Provided data:
:::

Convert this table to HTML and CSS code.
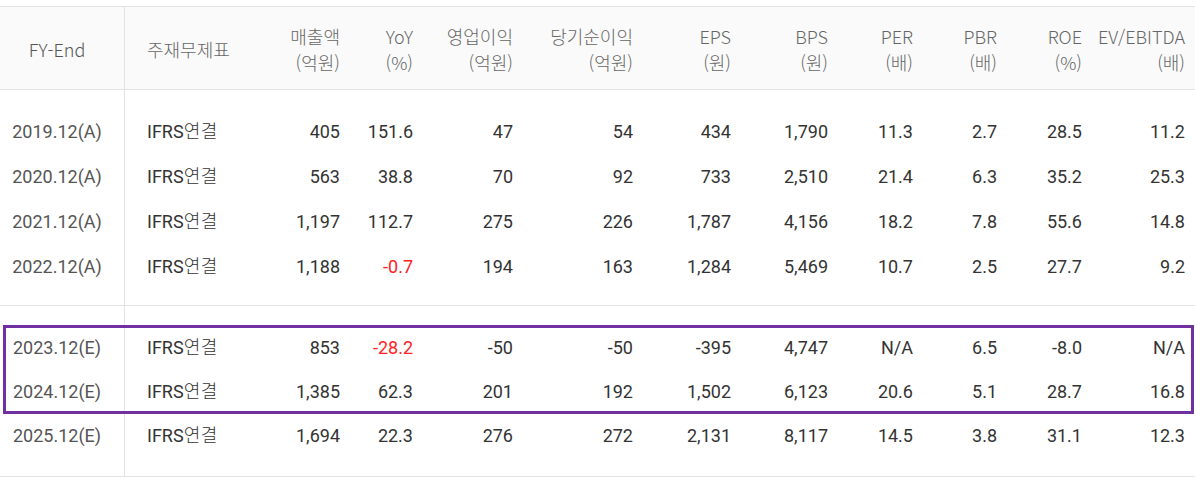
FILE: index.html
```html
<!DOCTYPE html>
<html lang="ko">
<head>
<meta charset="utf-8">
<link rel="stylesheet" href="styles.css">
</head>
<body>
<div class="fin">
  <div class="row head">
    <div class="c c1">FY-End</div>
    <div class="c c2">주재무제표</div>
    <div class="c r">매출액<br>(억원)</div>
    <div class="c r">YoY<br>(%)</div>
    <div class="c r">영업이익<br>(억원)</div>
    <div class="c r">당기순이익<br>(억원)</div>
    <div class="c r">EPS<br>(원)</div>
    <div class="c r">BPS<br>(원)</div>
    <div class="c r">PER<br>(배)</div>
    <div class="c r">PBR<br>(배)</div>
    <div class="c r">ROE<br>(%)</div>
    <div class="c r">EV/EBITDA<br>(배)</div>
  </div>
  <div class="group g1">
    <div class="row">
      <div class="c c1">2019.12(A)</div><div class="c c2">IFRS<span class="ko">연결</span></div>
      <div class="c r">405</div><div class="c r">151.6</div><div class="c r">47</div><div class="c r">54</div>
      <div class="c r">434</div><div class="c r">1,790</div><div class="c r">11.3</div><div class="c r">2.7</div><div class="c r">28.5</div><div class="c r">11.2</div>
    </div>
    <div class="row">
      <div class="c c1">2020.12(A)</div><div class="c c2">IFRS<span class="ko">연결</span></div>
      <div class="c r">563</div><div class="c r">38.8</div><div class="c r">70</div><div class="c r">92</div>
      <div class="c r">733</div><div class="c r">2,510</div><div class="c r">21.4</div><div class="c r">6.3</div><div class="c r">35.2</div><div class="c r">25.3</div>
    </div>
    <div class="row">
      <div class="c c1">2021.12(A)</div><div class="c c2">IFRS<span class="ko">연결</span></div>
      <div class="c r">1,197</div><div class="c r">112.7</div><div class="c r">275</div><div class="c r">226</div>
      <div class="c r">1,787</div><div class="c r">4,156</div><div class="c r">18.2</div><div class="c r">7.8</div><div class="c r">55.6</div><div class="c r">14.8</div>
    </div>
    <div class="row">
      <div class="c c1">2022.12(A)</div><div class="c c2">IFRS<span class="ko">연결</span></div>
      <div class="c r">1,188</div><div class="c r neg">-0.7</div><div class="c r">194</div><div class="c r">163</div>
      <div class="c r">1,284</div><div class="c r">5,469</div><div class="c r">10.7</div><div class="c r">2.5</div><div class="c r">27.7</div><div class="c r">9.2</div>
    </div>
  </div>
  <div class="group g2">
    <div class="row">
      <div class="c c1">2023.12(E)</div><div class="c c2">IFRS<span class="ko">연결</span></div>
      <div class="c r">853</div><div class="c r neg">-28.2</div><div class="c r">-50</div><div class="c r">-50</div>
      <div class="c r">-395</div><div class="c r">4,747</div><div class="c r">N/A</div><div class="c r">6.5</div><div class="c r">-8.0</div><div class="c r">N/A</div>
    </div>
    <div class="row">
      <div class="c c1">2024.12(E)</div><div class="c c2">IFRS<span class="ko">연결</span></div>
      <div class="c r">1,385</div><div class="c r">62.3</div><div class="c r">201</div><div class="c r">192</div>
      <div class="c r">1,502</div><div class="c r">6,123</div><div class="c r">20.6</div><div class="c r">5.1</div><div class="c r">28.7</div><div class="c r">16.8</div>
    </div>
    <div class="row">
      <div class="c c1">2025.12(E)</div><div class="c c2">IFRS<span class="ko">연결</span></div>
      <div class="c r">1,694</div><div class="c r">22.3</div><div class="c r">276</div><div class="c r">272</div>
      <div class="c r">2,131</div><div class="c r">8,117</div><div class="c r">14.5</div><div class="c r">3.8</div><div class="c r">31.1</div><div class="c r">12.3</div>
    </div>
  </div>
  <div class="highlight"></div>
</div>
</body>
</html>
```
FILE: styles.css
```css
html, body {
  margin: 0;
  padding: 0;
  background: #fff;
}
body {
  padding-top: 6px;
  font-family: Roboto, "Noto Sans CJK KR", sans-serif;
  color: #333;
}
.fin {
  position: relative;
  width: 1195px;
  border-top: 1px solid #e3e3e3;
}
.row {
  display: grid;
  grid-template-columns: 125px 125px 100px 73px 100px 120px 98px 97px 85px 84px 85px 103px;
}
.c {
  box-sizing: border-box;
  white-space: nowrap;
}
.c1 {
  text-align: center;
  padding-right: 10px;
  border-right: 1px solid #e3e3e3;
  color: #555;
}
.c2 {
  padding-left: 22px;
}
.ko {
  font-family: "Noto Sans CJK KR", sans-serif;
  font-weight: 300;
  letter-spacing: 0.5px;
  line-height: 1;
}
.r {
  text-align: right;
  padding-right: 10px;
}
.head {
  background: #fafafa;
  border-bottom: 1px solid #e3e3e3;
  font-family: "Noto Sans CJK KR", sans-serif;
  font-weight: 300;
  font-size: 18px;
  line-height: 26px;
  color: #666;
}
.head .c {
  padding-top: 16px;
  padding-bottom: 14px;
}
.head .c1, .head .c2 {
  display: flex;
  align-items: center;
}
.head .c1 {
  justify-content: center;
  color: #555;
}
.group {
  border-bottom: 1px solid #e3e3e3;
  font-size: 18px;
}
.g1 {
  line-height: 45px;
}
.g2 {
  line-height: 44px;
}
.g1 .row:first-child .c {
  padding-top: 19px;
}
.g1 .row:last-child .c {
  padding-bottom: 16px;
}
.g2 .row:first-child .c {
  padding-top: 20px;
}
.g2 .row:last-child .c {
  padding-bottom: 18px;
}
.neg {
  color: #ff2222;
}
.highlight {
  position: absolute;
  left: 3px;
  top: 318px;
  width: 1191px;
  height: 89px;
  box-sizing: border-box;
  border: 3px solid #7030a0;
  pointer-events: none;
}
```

:::

Return each line exactly as written. Any picture gets left out.

Solution to the problem:
Convert this table to HTML and CSS code.
FILE: index.html
```html
<!DOCTYPE html>
<html lang="ko">
<head>
<meta charset="utf-8">
<link rel="stylesheet" href="styles.css">
</head>
<body>
<div class="fin">
  <div class="row head">
    <div class="c c1">FY-End</div>
    <div class="c c2">주재무제표</div>
    <div class="c r">매출액<br>(억원)</div>
    <div class="c r">YoY<br>(%)</div>
    <div class="c r">영업이익<br>(억원)</div>
    <div class="c r">당기순이익<br>(억원)</div>
    <div class="c r">EPS<br>(원)</div>
    <div class="c r">BPS<br>(원)</div>
    <div class="c r">PER<br>(배)</div>
    <div class="c r">PBR<br>(배)</div>
    <div class="c r">ROE<br>(%)</div>
    <div class="c r">EV/EBITDA<br>(배)</div>
  </div>
  <div class="group g1">
    <div class="row">
      <div class="c c1">2019.12(A)</div><div class="c c2">IFRS<span class="ko">연결</span></div>
      <div class="c r">405</div><div class="c r">151.6</div><div class="c r">47</div><div class="c r">54</div>
      <div class="c r">434</div><div class="c r">1,790</div><div class="c r">11.3</div><div class="c r">2.7</div><div class="c r">28.5</div><div class="c r">11.2</div>
    </div>
    <div class="row">
      <div class="c c1">2020.12(A)</div><div class="c c2">IFRS<span class="ko">연결</span></div>
      <div class="c r">563</div><div class="c r">38.8</div><div class="c r">70</div><div class="c r">92</div>
      <div class="c r">733</div><div class="c r">2,510</div><div class="c r">21.4</div><div class="c r">6.3</div><div class="c r">35.2</div><div class="c r">25.3</div>
    </div>
    <div class="row">
      <div class="c c1">2021.12(A)</div><div class="c c2">IFRS<span class="ko">연결</span></div>
      <div class="c r">1,197</div><div class="c r">112.7</div><div class="c r">275</div><div class="c r">226</div>
      <div class="c r">1,787</div><div class="c r">4,156</div><div class="c r">18.2</div><div class="c r">7.8</div><div class="c r">55.6</div><div class="c r">14.8</div>
    </div>
    <div class="row">
      <div class="c c1">2022.12(A)</div><div class="c c2">IFRS<span class="ko">연결</span></div>
      <div class="c r">1,188</div><div class="c r neg">-0.7</div><div class="c r">194</div><div class="c r">163</div>
      <div class="c r">1,284</div><div class="c r">5,469</div><div class="c r">10.7</div><div class="c r">2.5</div><div class="c r">27.7</div><div class="c r">9.2</div>
    </div>
  </div>
  <div class="group g2">
    <div class="row">
      <div class="c c1">2023.12(E)</div><div class="c c2">IFRS<span class="ko">연결</span></div>
      <div class="c r">853</div><div class="c r neg">-28.2</div><div class="c r">-50</div><div class="c r">-50</div>
      <div class="c r">-395</div><div class="c r">4,747</div><div class="c r">N/A</div><div class="c r">6.5</div><div class="c r">-8.0</div><div class="c r">N/A</div>
    </div>
    <div class="row">
      <div class="c c1">2024.12(E)</div><div class="c c2">IFRS<span class="ko">연결</span></div>
      <div class="c r">1,385</div><div class="c r">62.3</div><div class="c r">201</div><div class="c r">192</div>
      <div class="c r">1,502</div><div class="c r">6,123</div><div class="c r">20.6</div><div class="c r">5.1</div><div class="c r">28.7</div><div class="c r">16.8</div>
    </div>
    <div class="row">
      <div class="c c1">2025.12(E)</div><div class="c c2">IFRS<span class="ko">연결</span></div>
      <div class="c r">1,694</div><div class="c r">22.3</div><div class="c r">276</div><div class="c r">272</div>
      <div class="c r">2,131</div><div class="c r">8,117</div><div class="c r">14.5</div><div class="c r">3.8</div><div class="c r">31.1</div><div class="c r">12.3</div>
    </div>
  </div>
  <div class="highlight"></div>
</div>
</body>
</html>
```
FILE: styles.css
```css
html, body {
  margin: 0;
  padding: 0;
  background: #fff;
}
body {
  padding-top: 6px;
  font-family: Roboto, "Noto Sans CJK KR", sans-serif;
  color: #333;
}
.fin {
  position: relative;
  width: 1195px;
  border-top: 1px solid #e3e3e3;
}
.row {
  display: grid;
  grid-template-columns: 125px 125px 100px 73px 100px 120px 98px 97px 85px 84px 85px 103px;
}
.c {
  box-sizing: border-box;
  white-space: nowrap;
}
.c1 {
  text-align: center;
  padding-right: 10px;
  border-right: 1px solid #e3e3e3;
  color: #555;
}
.c2 {
  padding-left: 22px;
}
.ko {
  font-family: "Noto Sans CJK KR", sans-serif;
  font-weight: 300;
  letter-spacing: 0.5px;
  line-height: 1;
}
.r {
  text-align: right;
  padding-right: 10px;
}
.head {
  background: #fafafa;
  border-bottom: 1px solid #e3e3e3;
  font-family: "Noto Sans CJK KR", sans-serif;
  font-weight: 300;
  font-size: 18px;
  line-height: 26px;
  color: #666;
}
.head .c {
  padding-top: 16px;
  padding-bottom: 14px;
}
.head .c1, .head .c2 {
  display: flex;
  align-items: center;
}
.head .c1 {
  justify-content: center;
  color: #555;
}
.group {
  border-bottom: 1px solid #e3e3e3;
  font-size: 18px;
}
.g1 {
  line-height: 45px;
}
.g2 {
  line-height: 44px;
}
.g1 .row:first-child .c {
  padding-top: 19px;
}
.g1 .row:last-child .c {
  padding-bottom: 16px;
}
.g2 .row:first-child .c {
  padding-top: 20px;
}
.g2 .row:last-child .c {
  padding-bottom: 18px;
}
.neg {
  color: #ff2222;
}
.highlight {
  position: absolute;
  left: 3px;
  top: 318px;
  width: 1191px;
  height: 89px;
  box-sizing: border-box;
  border: 3px solid #7030a0;
  pointer-events: none;
}
```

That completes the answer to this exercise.